** begin **

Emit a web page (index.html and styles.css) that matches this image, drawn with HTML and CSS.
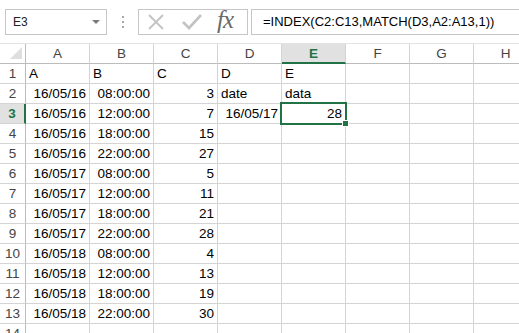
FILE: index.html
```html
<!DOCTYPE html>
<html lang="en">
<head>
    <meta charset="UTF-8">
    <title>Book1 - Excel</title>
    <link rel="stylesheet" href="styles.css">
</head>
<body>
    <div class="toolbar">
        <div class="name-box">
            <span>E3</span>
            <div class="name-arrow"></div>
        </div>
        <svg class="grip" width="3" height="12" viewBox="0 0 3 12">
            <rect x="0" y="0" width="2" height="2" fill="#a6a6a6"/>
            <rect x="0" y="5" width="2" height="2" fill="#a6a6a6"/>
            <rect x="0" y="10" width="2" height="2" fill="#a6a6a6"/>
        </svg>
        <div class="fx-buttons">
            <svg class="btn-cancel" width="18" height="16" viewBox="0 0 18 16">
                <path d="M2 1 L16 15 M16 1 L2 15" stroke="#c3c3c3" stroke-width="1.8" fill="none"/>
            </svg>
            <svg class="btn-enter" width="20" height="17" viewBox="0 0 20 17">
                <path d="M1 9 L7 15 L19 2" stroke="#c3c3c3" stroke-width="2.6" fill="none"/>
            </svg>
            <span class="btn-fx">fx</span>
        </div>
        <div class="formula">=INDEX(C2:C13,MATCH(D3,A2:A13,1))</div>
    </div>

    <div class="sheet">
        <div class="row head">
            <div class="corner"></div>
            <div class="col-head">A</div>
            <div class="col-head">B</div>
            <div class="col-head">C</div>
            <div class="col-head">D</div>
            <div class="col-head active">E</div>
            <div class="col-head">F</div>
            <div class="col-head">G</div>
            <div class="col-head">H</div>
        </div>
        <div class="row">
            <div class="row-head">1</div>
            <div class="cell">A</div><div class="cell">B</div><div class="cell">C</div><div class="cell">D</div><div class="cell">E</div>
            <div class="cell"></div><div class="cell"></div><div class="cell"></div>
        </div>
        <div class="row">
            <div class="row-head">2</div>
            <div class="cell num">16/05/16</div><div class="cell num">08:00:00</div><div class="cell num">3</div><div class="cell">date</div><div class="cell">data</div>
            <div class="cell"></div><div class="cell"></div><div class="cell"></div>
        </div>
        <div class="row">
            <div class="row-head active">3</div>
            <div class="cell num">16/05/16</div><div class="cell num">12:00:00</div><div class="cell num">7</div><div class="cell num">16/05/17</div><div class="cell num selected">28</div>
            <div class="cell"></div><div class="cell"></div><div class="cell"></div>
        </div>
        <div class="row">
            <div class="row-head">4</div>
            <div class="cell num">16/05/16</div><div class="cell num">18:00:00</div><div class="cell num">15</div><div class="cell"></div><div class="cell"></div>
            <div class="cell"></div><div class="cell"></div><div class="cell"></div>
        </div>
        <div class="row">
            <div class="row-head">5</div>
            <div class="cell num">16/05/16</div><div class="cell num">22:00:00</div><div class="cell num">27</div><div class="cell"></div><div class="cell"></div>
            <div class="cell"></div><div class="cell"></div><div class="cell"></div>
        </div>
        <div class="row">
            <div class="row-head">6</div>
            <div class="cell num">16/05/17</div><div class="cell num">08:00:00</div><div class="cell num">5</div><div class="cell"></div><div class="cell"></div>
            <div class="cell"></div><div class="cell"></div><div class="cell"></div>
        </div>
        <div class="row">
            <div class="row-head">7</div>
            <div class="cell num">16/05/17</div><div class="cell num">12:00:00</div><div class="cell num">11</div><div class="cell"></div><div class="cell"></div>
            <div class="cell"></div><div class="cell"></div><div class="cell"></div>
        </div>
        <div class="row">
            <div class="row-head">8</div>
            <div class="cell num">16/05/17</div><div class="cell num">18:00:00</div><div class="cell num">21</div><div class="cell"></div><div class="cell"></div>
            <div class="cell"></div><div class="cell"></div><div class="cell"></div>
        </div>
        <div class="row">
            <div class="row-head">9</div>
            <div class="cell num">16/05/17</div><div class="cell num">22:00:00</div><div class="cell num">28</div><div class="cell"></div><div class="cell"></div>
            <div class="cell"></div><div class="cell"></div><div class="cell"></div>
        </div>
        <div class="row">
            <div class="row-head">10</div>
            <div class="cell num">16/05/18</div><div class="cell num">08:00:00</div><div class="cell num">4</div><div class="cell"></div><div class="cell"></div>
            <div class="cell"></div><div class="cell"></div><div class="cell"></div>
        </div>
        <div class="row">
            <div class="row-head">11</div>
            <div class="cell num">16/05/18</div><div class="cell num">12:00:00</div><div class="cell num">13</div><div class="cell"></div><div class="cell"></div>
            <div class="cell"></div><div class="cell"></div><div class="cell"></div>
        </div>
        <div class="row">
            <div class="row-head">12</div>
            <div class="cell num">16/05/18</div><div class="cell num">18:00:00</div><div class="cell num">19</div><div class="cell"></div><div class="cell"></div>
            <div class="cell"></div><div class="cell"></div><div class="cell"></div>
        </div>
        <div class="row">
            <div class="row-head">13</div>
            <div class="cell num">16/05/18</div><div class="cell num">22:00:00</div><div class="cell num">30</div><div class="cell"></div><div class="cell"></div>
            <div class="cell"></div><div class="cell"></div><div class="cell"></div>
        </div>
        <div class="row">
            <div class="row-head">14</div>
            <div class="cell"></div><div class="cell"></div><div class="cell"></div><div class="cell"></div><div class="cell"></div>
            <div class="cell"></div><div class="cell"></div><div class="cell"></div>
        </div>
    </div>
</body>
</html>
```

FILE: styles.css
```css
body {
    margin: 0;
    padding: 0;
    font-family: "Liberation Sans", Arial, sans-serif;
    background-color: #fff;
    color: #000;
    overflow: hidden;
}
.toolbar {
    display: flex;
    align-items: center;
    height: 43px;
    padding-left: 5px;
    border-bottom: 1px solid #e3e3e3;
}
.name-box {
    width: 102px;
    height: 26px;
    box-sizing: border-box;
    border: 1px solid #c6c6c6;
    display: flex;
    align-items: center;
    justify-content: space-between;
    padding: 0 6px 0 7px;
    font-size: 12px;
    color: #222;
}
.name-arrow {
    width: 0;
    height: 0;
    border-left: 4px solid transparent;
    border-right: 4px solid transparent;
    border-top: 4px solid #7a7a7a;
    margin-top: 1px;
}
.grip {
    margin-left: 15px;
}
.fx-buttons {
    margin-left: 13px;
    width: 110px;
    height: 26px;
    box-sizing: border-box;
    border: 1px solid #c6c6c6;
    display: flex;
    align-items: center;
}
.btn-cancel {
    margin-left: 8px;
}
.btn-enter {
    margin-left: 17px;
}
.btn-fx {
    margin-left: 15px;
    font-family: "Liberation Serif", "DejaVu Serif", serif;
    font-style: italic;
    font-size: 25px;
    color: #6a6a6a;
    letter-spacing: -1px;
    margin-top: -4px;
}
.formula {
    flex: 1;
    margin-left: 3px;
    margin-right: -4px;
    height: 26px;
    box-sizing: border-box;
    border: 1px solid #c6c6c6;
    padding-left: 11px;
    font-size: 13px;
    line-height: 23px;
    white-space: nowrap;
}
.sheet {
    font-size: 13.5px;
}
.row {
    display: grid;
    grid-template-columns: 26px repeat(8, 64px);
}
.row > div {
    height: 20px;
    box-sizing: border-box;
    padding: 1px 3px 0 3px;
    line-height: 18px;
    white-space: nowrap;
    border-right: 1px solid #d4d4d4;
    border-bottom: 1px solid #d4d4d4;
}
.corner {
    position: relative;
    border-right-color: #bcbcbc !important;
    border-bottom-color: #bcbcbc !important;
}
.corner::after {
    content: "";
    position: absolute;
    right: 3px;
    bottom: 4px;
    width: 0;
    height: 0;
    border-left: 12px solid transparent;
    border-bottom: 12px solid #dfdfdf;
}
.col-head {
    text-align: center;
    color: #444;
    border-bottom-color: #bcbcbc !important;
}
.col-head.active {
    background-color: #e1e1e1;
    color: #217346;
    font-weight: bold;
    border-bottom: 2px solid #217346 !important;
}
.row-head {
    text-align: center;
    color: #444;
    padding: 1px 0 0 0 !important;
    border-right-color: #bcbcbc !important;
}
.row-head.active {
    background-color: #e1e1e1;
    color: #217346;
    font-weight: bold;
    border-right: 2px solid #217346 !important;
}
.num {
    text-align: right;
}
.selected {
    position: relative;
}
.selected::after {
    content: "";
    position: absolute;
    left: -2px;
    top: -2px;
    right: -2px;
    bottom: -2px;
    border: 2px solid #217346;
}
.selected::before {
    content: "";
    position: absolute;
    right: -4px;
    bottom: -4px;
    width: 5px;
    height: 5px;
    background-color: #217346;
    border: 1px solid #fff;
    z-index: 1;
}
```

** end **

• The request: Your task is to collect every line above that contains the word "styles".

• Solved exercise:
Emit a web page (index.html and styles.css) that matches this image, drawn with HTML and CSS.
    <link rel="stylesheet" href="styles.css">
FILE: styles.css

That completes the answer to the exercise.